# TASK DESCRIPTION:
Every record should be copied exactly, except that pictures are to be omitted.
━━━━━ GIVEN DATA
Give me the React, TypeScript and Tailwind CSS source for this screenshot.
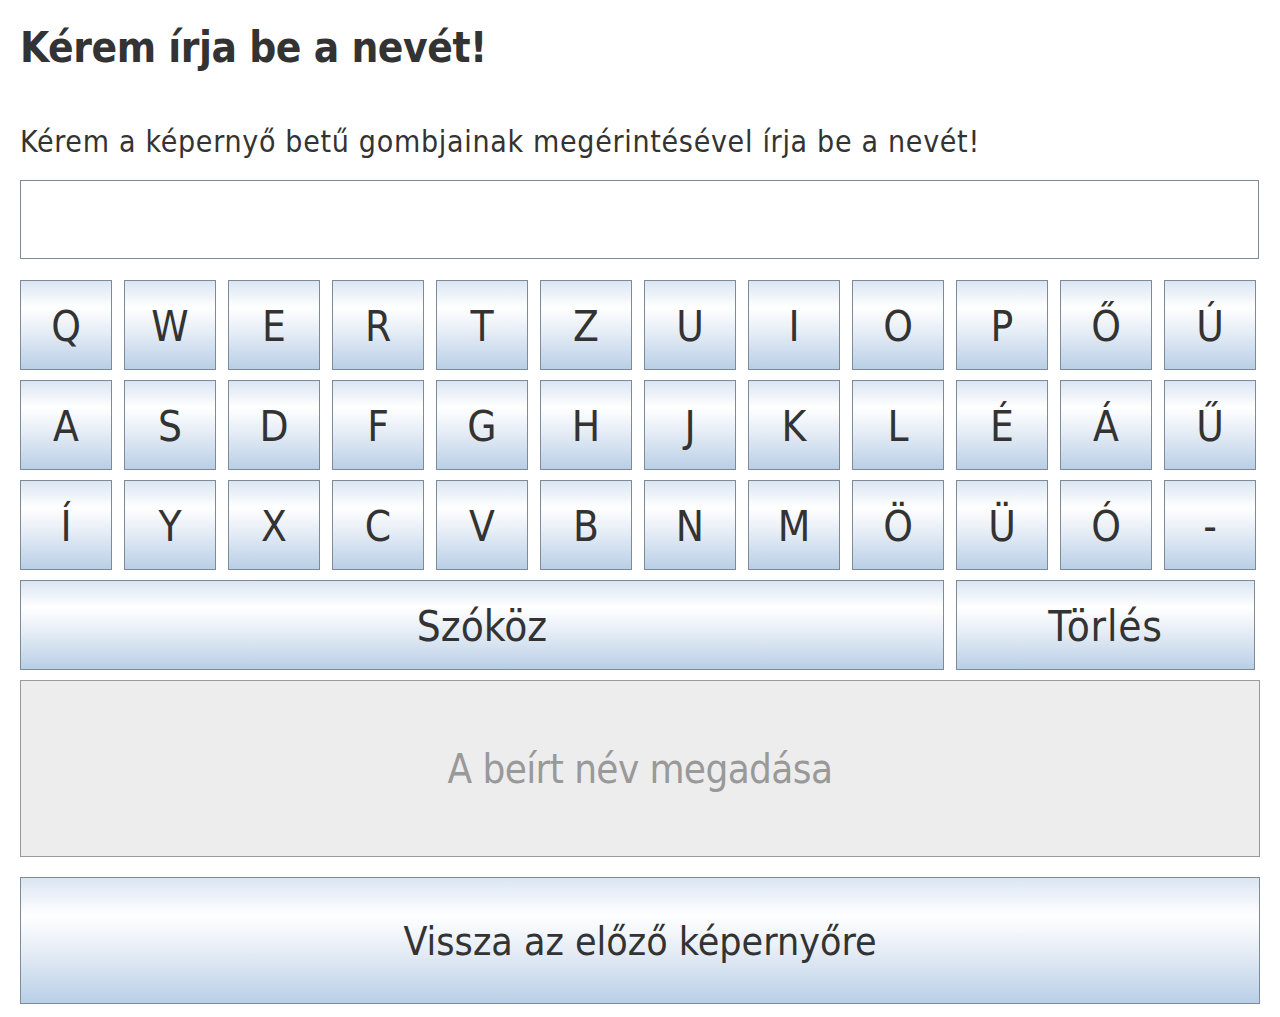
import React from "react";

const rows = [
  ["Q", "W", "E", "R", "T", "Z", "U", "I", "O", "P", "Ő", "Ú"],
  ["A", "S", "D", "F", "G", "H", "J", "K", "L", "É", "Á", "Ű"],
  ["Í", "Y", "X", "C", "V", "B", "N", "M", "Ö", "Ü", "Ó", "-"],
];

const btn =
  "flex items-center justify-center border border-[#7d8b99] bg-[linear-gradient(to_bottom,#dae5f2_0%,#ffffff_30%,#e9eff7_55%,#b9cfe6_100%)] text-[#333333]";

export default function App() {
  return (
    <div
      className="min-h-[1017px] bg-white pl-[20px] pt-[24px]"
      style={{ fontFamily: '"DejaVu Sans Condensed", "DejaVu Sans", sans-serif' }}
    >
      <h1 className="m-0 text-[42px] font-bold leading-[48px] tracking-[-0.45px] text-[#333333]">
        Kérem írja be a nevét!
      </h1>
      <p className="mt-[52px] text-[30px] leading-[36px] tracking-[0.7px] text-[#333333]">
        Kérem a képernyő betű gombjainak megérintésével írja be a nevét!
      </p>
      <div className="mt-[20px] h-[79px] w-[1239px] border border-[#7d8b99] bg-white" />
      <div className="mt-[21px] flex flex-col gap-[10px]">
        {rows.map((r, i) => (
          <div key={i} className="flex gap-[12px]">
            {r.map((k) => (
              <div key={k} className={`${btn} h-[90px] w-[92px] pt-[2px] text-[42px]`}>
                {k}
              </div>
            ))}
          </div>
        ))}
        <div className="flex gap-[12px]">
          <div className={`${btn} h-[90px] w-[924px] pt-[2px] text-[42px]`}>Szóköz</div>
          <div className={`${btn} h-[90px] w-[299px] pt-[2px] text-[42px] tracking-[0.8px]`}>Törlés</div>
        </div>
      </div>
      <div className="mt-[10px] flex h-[177px] w-[1240px] items-center justify-center border border-[#999999] bg-[#ededed] text-[40px] tracking-[-0.6px] text-[#999999]">
        A beírt név megadása
      </div>
      <div className={`${btn} mt-[20px] h-[127px] w-[1240px] pt-[3px] text-[39px]`}>Vissza az előző képernyőre</div>
    </div>
  );
}
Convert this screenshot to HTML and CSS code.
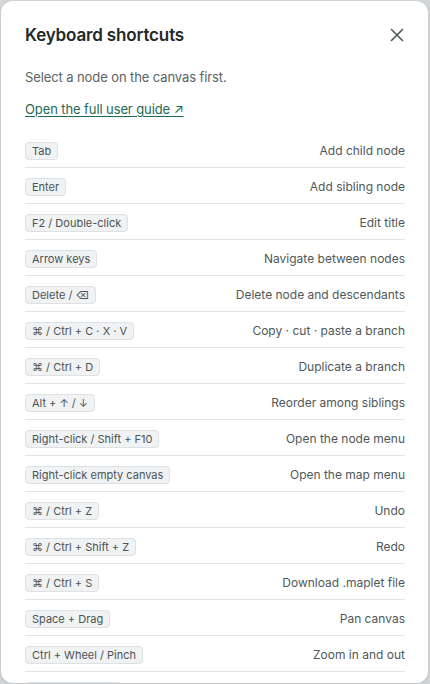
FILE: index.html
```html
<!DOCTYPE html>
<html lang="en">
<head>
    <meta charset="UTF-8">
    <meta name="viewport" content="width=device-width, initial-scale=1.0">
    <title>Keyboard shortcuts</title>
    <link rel="stylesheet" href="styles.css">
</head>
<body>
    <div class="dialog">
        <!-- 標題列 -->
        <div class="dialogHead">
            <h2>Keyboard shortcuts</h2>
            <button class="close" type="button" aria-label="Close">
                <svg width="14" height="14" viewBox="0 0 14 14">
                    <path d="M1.5 1.5 L12.5 12.5 M12.5 1.5 L1.5 12.5" stroke="currentColor" stroke-width="1.6" stroke-linecap="round" fill="none"/>
                </svg>
            </button>
        </div>

        <p class="hint">Select a node on the canvas first.</p>
        <a class="guide" href="#">Open the full user guide ↗</a>

        <!-- 快捷鍵列表 -->
        <ul class="shortcuts">
            <li><kbd>Tab</kbd><span>Add child node</span></li>
            <li><kbd>Enter</kbd><span>Add sibling node</span></li>
            <li><kbd>F2 / Double-click</kbd><span>Edit title</span></li>
            <li><kbd>Arrow keys</kbd><span>Navigate between nodes</span></li>
            <li><kbd>Delete / ⌫</kbd><span>Delete node and descendants</span></li>
            <li><kbd>⌘ / Ctrl + C · X · V</kbd><span>Copy · cut · paste a branch</span></li>
            <li><kbd>⌘ / Ctrl + D</kbd><span>Duplicate a branch</span></li>
            <li><kbd>Alt + ↑ / ↓</kbd><span>Reorder among siblings</span></li>
            <li><kbd>Right-click / Shift + F10</kbd><span>Open the node menu</span></li>
            <li><kbd>Right-click empty canvas</kbd><span>Open the map menu</span></li>
            <li><kbd>⌘ / Ctrl + Z</kbd><span>Undo</span></li>
            <li><kbd>⌘ / Ctrl + Shift + Z</kbd><span>Redo</span></li>
            <li><kbd>⌘ / Ctrl + S</kbd><span>Download .maplet file</span></li>
            <li><kbd>Space + Drag</kbd><span>Pan canvas</span></li>
            <li><kbd>Ctrl + Wheel / Pinch</kbd><span>Zoom in and out</span></li>
            <li><kbd>⌘ / Ctrl + 0 / Fit</kbd><span>Fit map to screen</span></li>
        </ul>
    </div>
</body>
</html>
```

FILE: styles.css
```css
* {
    margin: 0;
    padding: 0;
    box-sizing: border-box;
}
ul {
    list-style: none;
}
body {
    background-color: #d7dadc;
    font-family: Inter, "Noto Sans", "DejaVu Sans", sans-serif;
    height: 684px;
    overflow: hidden;
}
.dialog {
    width: 427px;
    height: 682px;
    margin: 1px;
    padding: 0 23px 0 24px;
    background-color: #fff;
    border-radius: 12px;
    box-shadow: 0 2px 8px rgba(0, 0, 0, 0.12);
    overflow: hidden;
}
.dialogHead {
    display: flex;
    align-items: center;
    justify-content: space-between;
    padding-top: 22px;
}
.dialogHead h2 {
    font-size: 17px;
    font-weight: 600;
    line-height: 24px;
    color: #1f2929;
    letter-spacing: -0.15px;
}
.close {
    width: 20px;
    height: 20px;
    display: flex;
    align-items: center;
    justify-content: center;
    border: none;
    background: none;
    color: #4d5757;
    margin-right: -2px;
}
.hint {
    margin-top: 20px;
    font-size: 13px;
    line-height: 20px;
    color: #5b6464;
    letter-spacing: -0.1px;
}
.guide {
    display: inline-block;
    margin-top: 12px;
    font-size: 13px;
    line-height: 20px;
    color: #1e6b50;
    letter-spacing: -0.1px;
    text-decoration: underline;
    text-underline-offset: 2px;
}
.shortcuts {
    margin-top: 13px;
}
.shortcuts li {
    display: flex;
    align-items: center;
    justify-content: space-between;
    padding: 9px 0 6px;
    border-bottom: 1px solid #e3e6e8;
}
.shortcuts kbd {
    font-family: Inter, "Noto Sans", "DejaVu Sans", sans-serif;
    font-size: 11px;
    line-height: 16px;
    padding: 0 6px;
    color: #4b5455;
    background-color: #f0f2f3;
    border: 1px solid #dde1e4;
    border-radius: 4px;
}
.shortcuts span {
    font-size: 12px;
    line-height: 20px;
    color: #4f5858;
}
```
━━━━━━━━━━
# RESULT OF THE EXERCISE:
Give me the React, TypeScript and Tailwind CSS source for this screenshot.
import React from "react";

const rows = [
  ["Q", "W", "E", "R", "T", "Z", "U", "I", "O", "P", "Ő", "Ú"],
  ["A", "S", "D", "F", "G", "H", "J", "K", "L", "É", "Á", "Ű"],
  ["Í", "Y", "X", "C", "V", "B", "N", "M", "Ö", "Ü", "Ó", "-"],
];

const btn =
  "flex items-center justify-center border border-[#7d8b99] bg-[linear-gradient(to_bottom,#dae5f2_0%,#ffffff_30%,#e9eff7_55%,#b9cfe6_100%)] text-[#333333]";

export default function App() {
  return (
    <div
      className="min-h-[1017px] bg-white pl-[20px] pt-[24px]"
      style={{ fontFamily: '"DejaVu Sans Condensed", "DejaVu Sans", sans-serif' }}
    >
      <h1 className="m-0 text-[42px] font-bold leading-[48px] tracking-[-0.45px] text-[#333333]">
        Kérem írja be a nevét!
      </h1>
      <p className="mt-[52px] text-[30px] leading-[36px] tracking-[0.7px] text-[#333333]">
        Kérem a képernyő betű gombjainak megérintésével írja be a nevét!
      </p>
      <div className="mt-[20px] h-[79px] w-[1239px] border border-[#7d8b99] bg-white" />
      <div className="mt-[21px] flex flex-col gap-[10px]">
        {rows.map((r, i) => (
          <div key={i} className="flex gap-[12px]">
            {r.map((k) => (
              <div key={k} className={`${btn} h-[90px] w-[92px] pt-[2px] text-[42px]`}>
                {k}
              </div>
            ))}
          </div>
        ))}
        <div className="flex gap-[12px]">
          <div className={`${btn} h-[90px] w-[924px] pt-[2px] text-[42px]`}>Szóköz</div>
          <div className={`${btn} h-[90px] w-[299px] pt-[2px] text-[42px] tracking-[0.8px]`}>Törlés</div>
        </div>
      </div>
      <div className="mt-[10px] flex h-[177px] w-[1240px] items-center justify-center border border-[#999999] bg-[#ededed] text-[40px] tracking-[-0.6px] text-[#999999]">
        A beírt név megadása
      </div>
      <div className={`${btn} mt-[20px] h-[127px] w-[1240px] pt-[3px] text-[39px]`}>Vissza az előző képernyőre</div>
    </div>
  );
}
Convert this screenshot to HTML and CSS code.
FILE: index.html
```html
<!DOCTYPE html>
<html lang="en">
<head>
    <meta charset="UTF-8">
    <meta name="viewport" content="width=device-width, initial-scale=1.0">
    <title>Keyboard shortcuts</title>
    <link rel="stylesheet" href="styles.css">
</head>
<body>
    <div class="dialog">
        <!-- 標題列 -->
        <div class="dialogHead">
            <h2>Keyboard shortcuts</h2>
            <button class="close" type="button" aria-label="Close">
                <svg width="14" height="14" viewBox="0 0 14 14">
                    <path d="M1.5 1.5 L12.5 12.5 M12.5 1.5 L1.5 12.5" stroke="currentColor" stroke-width="1.6" stroke-linecap="round" fill="none"/>
                </svg>
            </button>
        </div>

        <p class="hint">Select a node on the canvas first.</p>
        <a class="guide" href="#">Open the full user guide ↗</a>

        <!-- 快捷鍵列表 -->
        <ul class="shortcuts">
            <li><kbd>Tab</kbd><span>Add child node</span></li>
            <li><kbd>Enter</kbd><span>Add sibling node</span></li>
            <li><kbd>F2 / Double-click</kbd><span>Edit title</span></li>
            <li><kbd>Arrow keys</kbd><span>Navigate between nodes</span></li>
            <li><kbd>Delete / ⌫</kbd><span>Delete node and descendants</span></li>
            <li><kbd>⌘ / Ctrl + C · X · V</kbd><span>Copy · cut · paste a branch</span></li>
            <li><kbd>⌘ / Ctrl + D</kbd><span>Duplicate a branch</span></li>
            <li><kbd>Alt + ↑ / ↓</kbd><span>Reorder among siblings</span></li>
            <li><kbd>Right-click / Shift + F10</kbd><span>Open the node menu</span></li>
            <li><kbd>Right-click empty canvas</kbd><span>Open the map menu</span></li>
            <li><kbd>⌘ / Ctrl + Z</kbd><span>Undo</span></li>
            <li><kbd>⌘ / Ctrl + Shift + Z</kbd><span>Redo</span></li>
            <li><kbd>⌘ / Ctrl + S</kbd><span>Download .maplet file</span></li>
            <li><kbd>Space + Drag</kbd><span>Pan canvas</span></li>
            <li><kbd>Ctrl + Wheel / Pinch</kbd><span>Zoom in and out</span></li>
            <li><kbd>⌘ / Ctrl + 0 / Fit</kbd><span>Fit map to screen</span></li>
        </ul>
    </div>
</body>
</html>
```

FILE: styles.css
```css
* {
    margin: 0;
    padding: 0;
    box-sizing: border-box;
}
ul {
    list-style: none;
}
body {
    background-color: #d7dadc;
    font-family: Inter, "Noto Sans", "DejaVu Sans", sans-serif;
    height: 684px;
    overflow: hidden;
}
.dialog {
    width: 427px;
    height: 682px;
    margin: 1px;
    padding: 0 23px 0 24px;
    background-color: #fff;
    border-radius: 12px;
    box-shadow: 0 2px 8px rgba(0, 0, 0, 0.12);
    overflow: hidden;
}
.dialogHead {
    display: flex;
    align-items: center;
    justify-content: space-between;
    padding-top: 22px;
}
.dialogHead h2 {
    font-size: 17px;
    font-weight: 600;
    line-height: 24px;
    color: #1f2929;
    letter-spacing: -0.15px;
}
.close {
    width: 20px;
    height: 20px;
    display: flex;
    align-items: center;
    justify-content: center;
    border: none;
    background: none;
    color: #4d5757;
    margin-right: -2px;
}
.hint {
    margin-top: 20px;
    font-size: 13px;
    line-height: 20px;
    color: #5b6464;
    letter-spacing: -0.1px;
}
.guide {
    display: inline-block;
    margin-top: 12px;
    font-size: 13px;
    line-height: 20px;
    color: #1e6b50;
    letter-spacing: -0.1px;
    text-decoration: underline;
    text-underline-offset: 2px;
}
.shortcuts {
    margin-top: 13px;
}
.shortcuts li {
    display: flex;
    align-items: center;
    justify-content: space-between;
    padding: 9px 0 6px;
    border-bottom: 1px solid #e3e6e8;
}
.shortcuts kbd {
    font-family: Inter, "Noto Sans", "DejaVu Sans", sans-serif;
    font-size: 11px;
    line-height: 16px;
    padding: 0 6px;
    color: #4b5455;
    background-color: #f0f2f3;
    border: 1px solid #dde1e4;
    border-radius: 4px;
}
.shortcuts span {
    font-size: 12px;
    line-height: 20px;
    color: #4f5858;
}
```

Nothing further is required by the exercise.